Estes adds that servo-driven turning stations and tool changers on Okuma's lathes and machining centers save energy because they only use electricity when they need it, unlike compressed-air tools that were powered up for much longer periods. More recently, Okuma developed its LBEX series lathes, which use its four-year-old Prex motors. "Prex provides the same horsepower and torque as a traditional Vac motor, but does it in a footprint that's 30% smaller," Estes says. "These motors also generate a lot less heat and heat distortion, so they also use about 10% less energy. As a result, these machines also are less affected by trample, which is excess oil and grease getting into their coolant. This, and moving from box ways to linear guides, allows us to use less lubricant, which means we can use the same amount of coolant for longer periods. We're even working with our THINC partners to test liquid CO2 and liquid nitrogen coolant that eliminate residue."
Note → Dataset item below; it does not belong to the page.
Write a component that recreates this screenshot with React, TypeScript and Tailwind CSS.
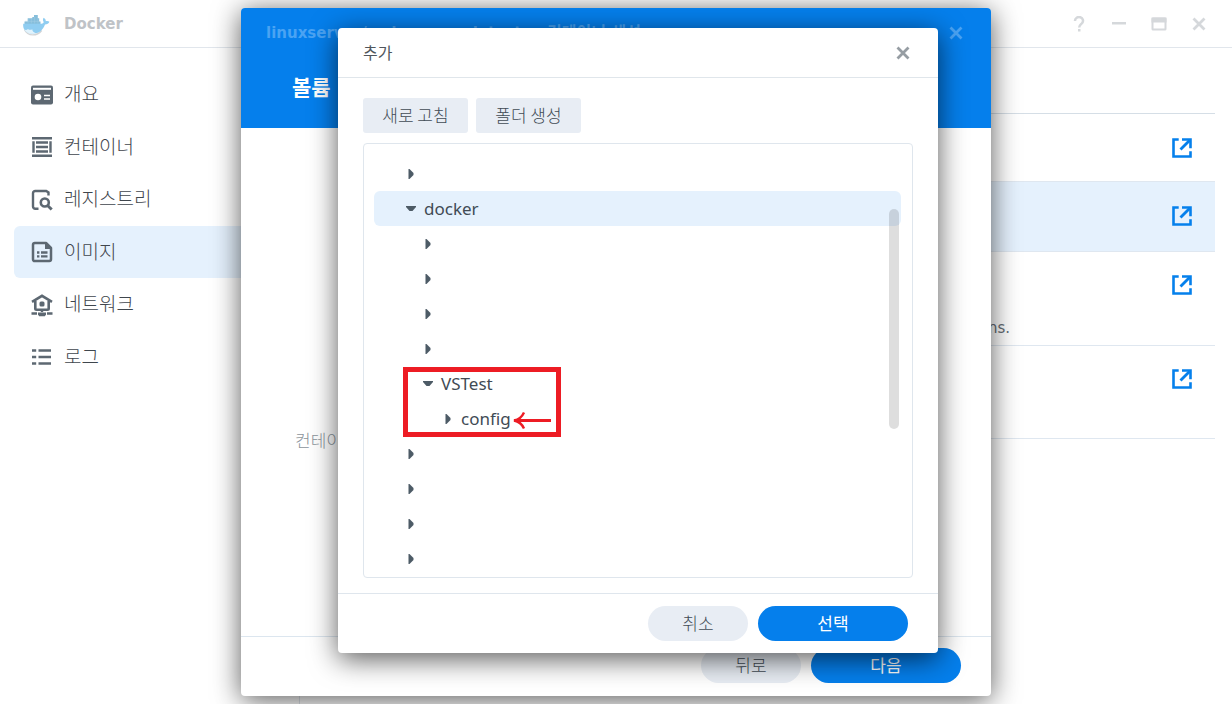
import type { ReactNode } from "react";

function Glyph({ children }: { children: ReactNode }) {
  return (
    <svg viewBox="0 0 24 24" className="mt-px size-6" fill="none" aria-hidden="true">
      {children}
    </svg>
  );
}

function Whale() {
  return (
    <svg viewBox="0 0 28 22" className="mt-0.5 h-[22px] w-7" aria-hidden="true">
      <path d="M2.500 15.500c1.500 3.500 4.500 5.400 8.300 5.400 3.800 0 6.800-1.600 8.900-4.400" stroke="#d3d5d7" strokeWidth="1.400" fill="none" />
      <path d="M2.500 7.500h3.300V4.200h4.500V3h1.700V1h3.800v3.200h1.400v3.300h1.300v3.200h-16z" fill="#86bedb" />
      <path d="M1.200 9.800h18.300c1.200-.2 2-.8 2.200-1.800-1-1.500-.9-3-.1-4.300 1.600.8 2.300 2.200 2.200 3.600 1.300-.4 2.700-.2 3.600.5-.7 1.800-2.200 2.800-4.400 2.800-2 5.700-6.100 9-12 9C4.400 19.600.6 16 1.200 9.800z" fill="#8fcdf1" />
      <path d="M2.300 15.500c1.300.7 2.600.4 3.700-.5 1 1 2.800 1.200 4.300.3 0 1.800 1 3 3 3.700-5 1.300-9 .2-11-3.500z" fill="#e2f3fc" />
      <path d="M6 4.500v5M9.300 4.500v5M12.600 3v6.500M15.900 4.500v5M3 7.300h14" stroke="#a5cfe4" strokeWidth=".5" />
    </svg>
  );
}

function OverviewIcon() {
  return (
    <Glyph>
      <rect x="1" y="2.500" width="22" height="19" rx="2" fill="#5d6872" />
      <path d="M3 5.800h18" stroke="#fff" strokeWidth="2" />
      <circle cx="8" cy="14" r="3.300" fill="#fff" />
      <path d="M14 12.500h6M14 16h6" stroke="#fff" strokeWidth="1.400" />
    </Glyph>
  );
}

function ContainerIcon() {
  return (
    <Glyph>
      <path d="M2 3.300h20M2 20.700h20M6 7.500h12M6 12h12M6 16.500h12" stroke="#5d6872" strokeWidth="2.600" />
      <path d="M3.500 6.300v11.500M20.500 6.300v11.500" stroke="#5d6872" strokeWidth="2.400" />
    </Glyph>
  );
}

function RegistryIcon() {
  return (
    <Glyph>
      <path d="M8.500 20.800H5.200A2.200 2.200 0 0 1 3 18.600V5.200C3 4 4 3 5.200 3h11l2.300 1.500V7.500" stroke="#5d6872" strokeWidth="2.400" />
      <circle cx="14.800" cy="14.500" r="4" stroke="#5d6872" strokeWidth="2.600" />
      <path d="M17.500 17.500l4.200 4" stroke="#5d6872" strokeWidth="3" />
    </Glyph>
  );
}

function ImageIcon() {
  return (
    <Glyph>
      <path d="M3 4.700C3 3.700 3.700 3 4.700 3H16l5 5v11.300c0 1-.7 1.700-1.700 1.700H4.700c-1 0-1.700-.7-1.700-1.700z" stroke="#5d6872" strokeWidth="2.500" strokeLinejoin="round" />
      <path d="M15 2.500V9h6.500z" fill="#5d6872" />
      <path d="M7 12.500h2.400M11 12.500h6.500M7 16.300h2.400M11 16.300h6.500" stroke="#5d6872" strokeWidth="2.300" />
    </Glyph>
  );
}

function NetworkIcon() {
  return (
    <Glyph>
      <path d="M2 8.800l10-6 10 6" stroke="#5d6872" strokeWidth="2.600" />
      <path d="M5.300 8v7.500c0 .8.500 1.200 1.200 1.200h11c.7 0 1.200-.4 1.200-1.200V8" stroke="#5d6872" strokeWidth="2.600" />
      <rect x="9.500" y="8.500" width="5" height="5" rx="1.500" fill="#5d6872" />
      <path d="M12 16v3M1.500 20.500h5.500M17 20.500h5.500" stroke="#5d6872" strokeWidth="2.400" />
      <path d="M8 19.500h8v2l-1.200 1.800H9.200L8 21.500z" fill="#5d6872" />
    </Glyph>
  );
}

function LogIcon() {
  return (
    <Glyph>
      <path d="M2 5.500h4.200M2 12h4.200M2 18.500h4.200M8.500 5.500H21M8.500 12H21M8.500 18.500H21" stroke="#5d6872" strokeWidth="2.700" />
    </Glyph>
  );
}

function LaunchIcon() {
  return (
    <svg viewBox="0 0 20 20" className="size-5" fill="none" aria-hidden="true">
      <path d="M6.700 1.500H1.500v17h17v-5.200M10 1.500h8.500v8.700" stroke="#0580ec" strokeWidth="2.600" />
      <path d="M8.500 11.500L17.500 2.500" stroke="#0580ec" strokeWidth="2.800" />
    </svg>
  );
}

function CloseIcon() {
  return (
    <svg viewBox="0 0 14 14" className="size-3.5" fill="none" aria-hidden="true">
      <path d="M1.500 1.500l11 11M12.500 1.500l-11 11" stroke="currentColor" strokeWidth="2.800" />
    </svg>
  );
}

const nav = [
  { label: "개요", icon: <OverviewIcon /> },
  { label: "컨테이너", icon: <ContainerIcon /> },
  { label: "레지스트리", icon: <RegistryIcon /> },
  { label: "이미지", icon: <ImageIcon />, active: true },
  { label: "네트워크", icon: <NetworkIcon /> },
  { label: "로그", icon: <LogIcon /> },
];

const rows = [
  { box: "h-[68px] pt-6" },
  { box: "h-[70px] bg-[#e5f1fd] pt-6" },
  { box: "h-[94px] pt-[23px]", text: "ns." },
  { box: "h-[93px] pt-[23px]" },
];

type Node = { indent: string; open?: boolean; label?: string; selected?: boolean };

const tree: Node[] = [
  { indent: "pl-8" },
  { indent: "pl-8", open: true, label: "docker", selected: true },
  { indent: "pl-[49px]" },
  { indent: "pl-[49px]" },
  { indent: "pl-[49px]" },
  { indent: "pl-[49px]" },
  { indent: "pl-[49px]", open: true, label: "VSTest" },
  { indent: "pl-[69px]", label: "config" },
  { indent: "pl-8" },
  { indent: "pl-8" },
  { indent: "pl-8" },
  { indent: "pl-8" },
];

function TreeRow({ node }: { node: Node }) {
  return (
    <li className={`flex h-[35px] items-center gap-2 rounded-md ${node.indent} ${node.selected ? "bg-[#e5f1fd]" : ""}`}>
      <button type="button" aria-label={node.open ? "접기" : "펼치기"} aria-expanded={!!node.open} className="flex w-2.5 justify-center">
        <svg viewBox="0 0 10 10" className="size-2.5" aria-hidden="true">
          <path d={node.open ? "M0 2h10v1L6.500 7h-3L0 3z" : "M2.500 0h1L7.500 4v2l-4 4h-1z"} fill="#4d5b66" />
        </svg>
      </button>
      {node.label && (
        <span className="font-['Noto_Sans','Noto_Sans_CJK_KR',sans-serif] text-[17px] leading-6 font-normal text-[#414b55]">{node.label}</span>
      )}
    </li>
  );
}

function PillButton({ children, primary }: { children: ReactNode; primary?: boolean }) {
  return (
    <button
      type="button"
      className={`h-[35px] rounded-full pb-0.5 text-[17px] leading-6 ${primary ? "w-[150px] bg-[#057fec] font-normal text-white" : "w-[100px] bg-[#e8edf4] text-[#414b55]"}`}
    >
      {children}
    </button>
  );
}

function FolderDialog() {
  return (
    <section
      role="dialog"
      aria-label="추가"
      className="absolute top-5 left-[97px] flex w-[600px] flex-col rounded bg-white shadow-[0_6px_28px_rgba(0,0,0,0.65)]"
    >
      <header className="flex h-[50px] items-center justify-between border-b border-[#e0e6eb] px-[25px] text-[#50565d]">
        <h2 className="pb-0.5 text-base leading-6 font-normal">추가</h2>
        <button type="button" aria-label="닫기" className="mr-[3px] text-[#969da3]">
          <CloseIcon />
        </button>
      </header>
      <div className="px-[25px] pt-5 pb-[15px]">
        <div className="flex gap-2 text-[17px] leading-6 text-[#414b55]">
          <button type="button" className="h-[35px] w-[105px] rounded-[3px] bg-[#e8edf4] pb-0.5">새로 고침</button>
          <button type="button" className="h-[35px] w-[105px] rounded-[3px] bg-[#e8edf4] pb-0.5">폴더 생성</button>
        </div>
        <div className="relative mt-2.5 rounded border border-[#dfe6ed] pt-3 pr-[11px] pb-px pl-2.5">
          <ul>
            {tree.map((node, i) => (
              <TreeRow key={i} node={node} />
            ))}
          </ul>
          <div className="absolute top-[65px] right-[13px] h-[220px] w-2.5 rounded-full bg-black/13" />
          <div className="absolute top-[223px] left-[39px] h-[70px] w-[158px] border-[5px] border-[#ed1c24]">
            <svg viewBox="0 0 38 18" className="absolute right-[5px] bottom-[3px] h-[18px] w-[38px]" fill="none" aria-hidden="true">
              <path d="M1 9.500h37" stroke="#ed1c24" strokeWidth="3" />
              <path d="M11 1.500C9 6 5.500 8.700 1 9.500c4.500.8 8 3.500 10 8" stroke="#ed1c24" strokeWidth="2.400" />
            </svg>
          </div>
        </div>
      </div>
      <footer className="flex justify-end gap-2.5 border-t border-[#dfe6ed] px-[30px] py-3">
        <PillButton>취소</PillButton>
        <PillButton primary>선택</PillButton>
      </footer>
    </section>
  );
}

function VolumeDialog() {
  return (
    <div className="absolute inset-0 flex items-center justify-center">
      <section role="dialog" aria-label="볼륨" className="relative flex h-[688px] w-[750px] flex-col rounded bg-white shadow-[0_4px_28px_rgba(0,0,0,0.65)]">
        <header className="h-[120px] rounded-t bg-[#057fec] text-white">
          <div className="flex h-[50px] items-center justify-between pr-7 pl-[25px] text-[#4aa3f3]">
            <h1 className="flex items-center gap-3.5 font-['DejaVu_Sans','Noto_Sans_CJK_KR',sans-serif] text-[15px] leading-6 font-bold whitespace-nowrap">
              <span>linuxserver/code-server:latest -</span>
              <span className="text-base leading-6">컨테이너 생성</span>
            </h1>
            <button type="button" aria-label="닫기">
              <CloseIcon />
            </button>
          </div>
          <h2 className="pt-3 pl-[51px] text-[21px] leading-8 font-bold">볼륨</h2>
        </header>
        <div className="flex-1 pt-[300px] pl-[54px]">
          <p className="text-[17px] leading-6 text-[#8c949b]">컨테이</p>
        </div>
        <footer className="flex justify-end gap-2.5 border-t border-[#dce6ef] px-[30px] pt-[11px] pb-[13px]">
          <PillButton>뒤로</PillButton>
          <PillButton primary>다음</PillButton>
        </footer>
        <FolderDialog />
      </section>
    </div>
  );
}

function WindowButton({ label, children }: { label: string; children: ReactNode }) {
  return (
    <button type="button" aria-label={label} className="flex h-4 w-4 items-center justify-center">
      {children}
    </button>
  );
}

export default function App() {
  return (
    <div className="relative flex h-screen min-h-[704px] flex-col overflow-hidden bg-white font-['Noto_Sans_CJK_KR',sans-serif] font-light">
      <header className="flex h-12 shrink-0 items-center justify-between border-b border-[#e1e6ec] pr-[25px] pl-[22px]">
        <div className="flex items-center gap-3.5">
          <Whale />
          <span className="font-['DejaVu_Sans',sans-serif] text-[15px] leading-6 font-bold text-[#bfc3c7]">Docker</span>
        </div>
        <div className="flex items-center gap-6 text-[#d5d8db]">
          <WindowButton label="도움말">
            <svg viewBox="0 0 14 16" className="h-4 w-3.5" fill="none" aria-hidden="true">
              <path d="M3 5V4.700a4 3.700 0 1 1 7.200 2.300C9 8.500 7.200 9 7.200 11.500" stroke="currentColor" strokeWidth="2.500" />
              <path d="M6 13h2.500v2.500H6z" fill="currentColor" />
            </svg>
          </WindowButton>
          <WindowButton label="최소화">
            <svg viewBox="0 0 14 14" className="size-3.5" aria-hidden="true">
              <path d="M0 5h14v2.500H0z" fill="currentColor" />
            </svg>
          </WindowButton>
          <WindowButton label="최대화">
            <svg viewBox="0 0 16 14" className="h-3.5 w-4" fill="none" aria-hidden="true">
              <rect x="0.500" y="0.500" width="15" height="5" fill="currentColor" />
              <rect x="1.500" y="1.500" width="13" height="11" rx=".5" stroke="currentColor" strokeWidth="2" />
            </svg>
          </WindowButton>
          <WindowButton label="닫기">
            <CloseIcon />
          </WindowButton>
        </div>
      </header>
      <div className="flex flex-1">
        <aside className="w-[300px] shrink-0 border-r border-[#e1e6ec] pt-5 pl-3.5">
          <nav className="grid h-[315px] grid-rows-6">
            {nav.map((item) => (
              <a
                key={item.label}
                href="#"
                className={`flex items-center gap-2.5 rounded-l-md pl-4 text-[19px] leading-6 text-[#3f464d] ${item.active ? "bg-[#e5f1fd]" : ""}`}
              >
                {item.icon}
                <span className="pb-0.5">{item.label}</span>
              </a>
            ))}
          </nav>
        </aside>
        <main className="flex-1 pt-[65px] pr-[17px]">
          <ul className="border-t border-[#d5dee6]">
            {rows.map((row, i) => (
              <li key={i} className={`flex flex-col items-end border-b border-[#dfe7f0] ${row.box}`}>
                <button type="button" aria-label="열기" className="mr-[23px]">
                  <LaunchIcon />
                </button>
                {row.text && (
                  <span className="mt-[21px] mr-[205px] font-['DejaVu_Sans',sans-serif] text-[15px] leading-6 font-normal text-[#666d75]">{row.text}</span>
                )}
              </li>
            ))}
          </ul>
        </main>
      </div>
      <VolumeDialog />
    </div>
  );
}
Likewise, as we first reported on last year (www.ControlDesign.com/change), MAG Industrial Automation Systems recently demonstrated its new cryogenic machining method, which uses a through-spindle, through-tool system that cools its cutting edge far more efficiently, enabling much higher cutting speeds, increased metal removal and/or longer tool life. The liquid-nitrogen (-321 °F) cooling system also can combine with minimum-quantity lubrication (MQL) to reduce tool friction and adhesion, enabling even higher metal removal rates or longer tool life.